From a practical point of view if an owner calls saying I want 5000 for my boat and we can see that the average price of that model and year is between 3500-4000 then we are able to tactfully suggest that he may be a trifle 'optimistic' and do our best to see it is priced accordingly and not somewhere far wide of reality!
Hope this insight helps a little.
 
More Fairline buyers are unhappy with their boats so change frequently, meaning a greater volume at lower prices on the second hand market.

Princess owners love their boats so less available and at a premium

Where did you get that figure from?
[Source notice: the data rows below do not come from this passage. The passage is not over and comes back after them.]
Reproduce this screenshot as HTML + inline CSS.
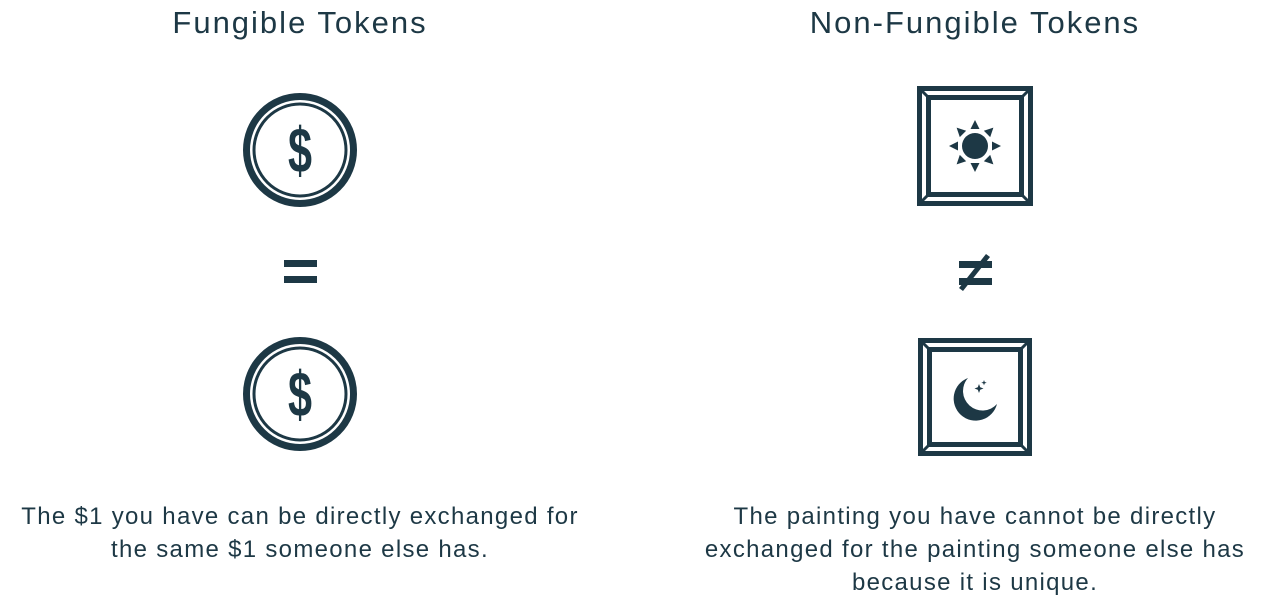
<!DOCTYPE html>
<html><head><style>
body{margin:0;width:1275px;height:599px;background:#fff;color:#1d3845;font-family:"Liberation Sans",sans-serif;position:relative;overflow:hidden}
.t{position:absolute;width:640px;text-align:center;font-size:31px;top:5px;letter-spacing:2px}
.p{position:absolute;text-align:center;font-size:24px;line-height:33px;top:500px;letter-spacing:1.3px}
svg{position:absolute;left:0;top:0}
</style></head><body>
<div class="t" style="left:-20px">Fungible Tokens</div>
<div class="t" style="left:655px">Non-Fungible Tokens</div>
<svg width="1275" height="599">
<g fill="none" stroke="#1d3845">
<circle cx="300" cy="150" r="53.5" stroke-width="7"/>
<circle cx="300" cy="150" r="46" stroke-width="3"/>
<circle cx="300" cy="394" r="53.5" stroke-width="7"/>
<circle cx="300" cy="394" r="46" stroke-width="3"/>
<rect x="919.5" y="88.5" width="111" height="115" stroke-width="5"/>
<rect x="928.5" y="97.5" width="93" height="97" stroke-width="5"/>
<path d="M920 89L929 98M1030 89L1021 98M920 203L929 194M1030 203L1021 194" stroke-width="3"/>
<rect x="920.5" y="340.5" width="109" height="113" stroke-width="5"/>
<rect x="929.5" y="349.5" width="91" height="95" stroke-width="5"/>
<path d="M921 341L930 350M1029 341L1020 350M921 453L930 444M1029 453L1020 444" stroke-width="3"/>
</g>
<g fill="#1d3845">
<text x="300" y="172" text-anchor="middle" font-size="64" font-weight="bold" font-family="Liberation Sans Narrow,Liberation Sans,sans-serif" textLength="24" lengthAdjust="spacingAndGlyphs">$</text>
<text x="300" y="416" text-anchor="middle" font-size="64" font-weight="bold" font-family="Liberation Sans Narrow,Liberation Sans,sans-serif" textLength="24" lengthAdjust="spacingAndGlyphs">$</text>
<rect x="284" y="260" width="33" height="7"/><rect x="284" y="276" width="33" height="7"/>
<rect x="959" y="261" width="33" height="7"/><rect x="959" y="278" width="33" height="7"/>
<path d="M986 254L990 257L963 291L959 288Z"/>
<circle cx="975" cy="146" r="13"/>
<g transform="translate(975 146)">
<path id="ray" d="M-4.5 -17L4.5 -17L0 -26Z"/>
<use href="#ray" transform="rotate(45)"/><use href="#ray" transform="rotate(90)"/><use href="#ray" transform="rotate(135)"/><use href="#ray" transform="rotate(180)"/><use href="#ray" transform="rotate(225)"/><use href="#ray" transform="rotate(270)"/><use href="#ray" transform="rotate(315)"/>
</g>
<path d="M968 378A22 22 0 1 0 997 404A18 18 0 1 1 968 378Z"/>
<path d="M979 384l1.2 3.3 3.3 1.2-3.3 1.2-1.2 3.3-1.2-3.3-3.3-1.2 3.3-1.2Z"/>
<path d="M984 380l.7 2 2 .7-2 .7-.7 2-.7-2-2-.7 2-.7Z"/>
</g>
</svg>
<div class="p" style="left:0;width:600px">The $1 you have can be directly exchanged for<br>the same $1 someone else has.</div>
<div class="p" style="left:675px;width:600px">The painting you have cannot be directly<br>exchanged for the painting someone else has<br>because it is unique.</div>
</body></html>
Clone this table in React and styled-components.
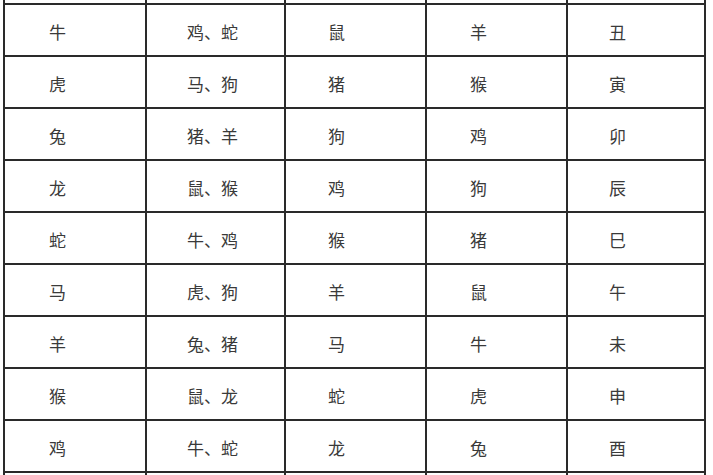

I sold my older princess to buy a newer fairline , I bought the fairline because I liked it and wanted one, it actually took 3 years to sell my princess, nothing wrong with it just I wasn't giving it away to tyre kickers . I saw a phantom 43 3 years prior to placing my princess on the market, I looked at a few princess models after I'd sold my princess as I was without a boat for 5 months, I still bought the model fairline that prompted me to sell in the first place.
 
Where did you get that figure from? I sold my older princess to buy a newer fairline , I bought the fairline because I liked it and wanted one, it actually took 3 years to sell my princess, nothing wrong with it just I wasn't giving it away to tyre kickers . I saw a phantom 43 3 years prior to placing my princess on the market, I looked at a few princess models after I'd sold my princess as I was without a boat for 5 months, I still bought the model fairline that prompted me to sell in the first place.

I was just offering one interpretation of the data.

There are many interpretations. As usual, most will just skew it to support their own choices but in reality it means nothing - though it got some free marketing for yachtworld which was the goal.
 
I'm not sure it means a lot, Beneteau probably manufacture more boats PA than sun, prin, fairline together so there must be a lot more second hand Bene boats in circulation. Yet Beneteau only 7th place?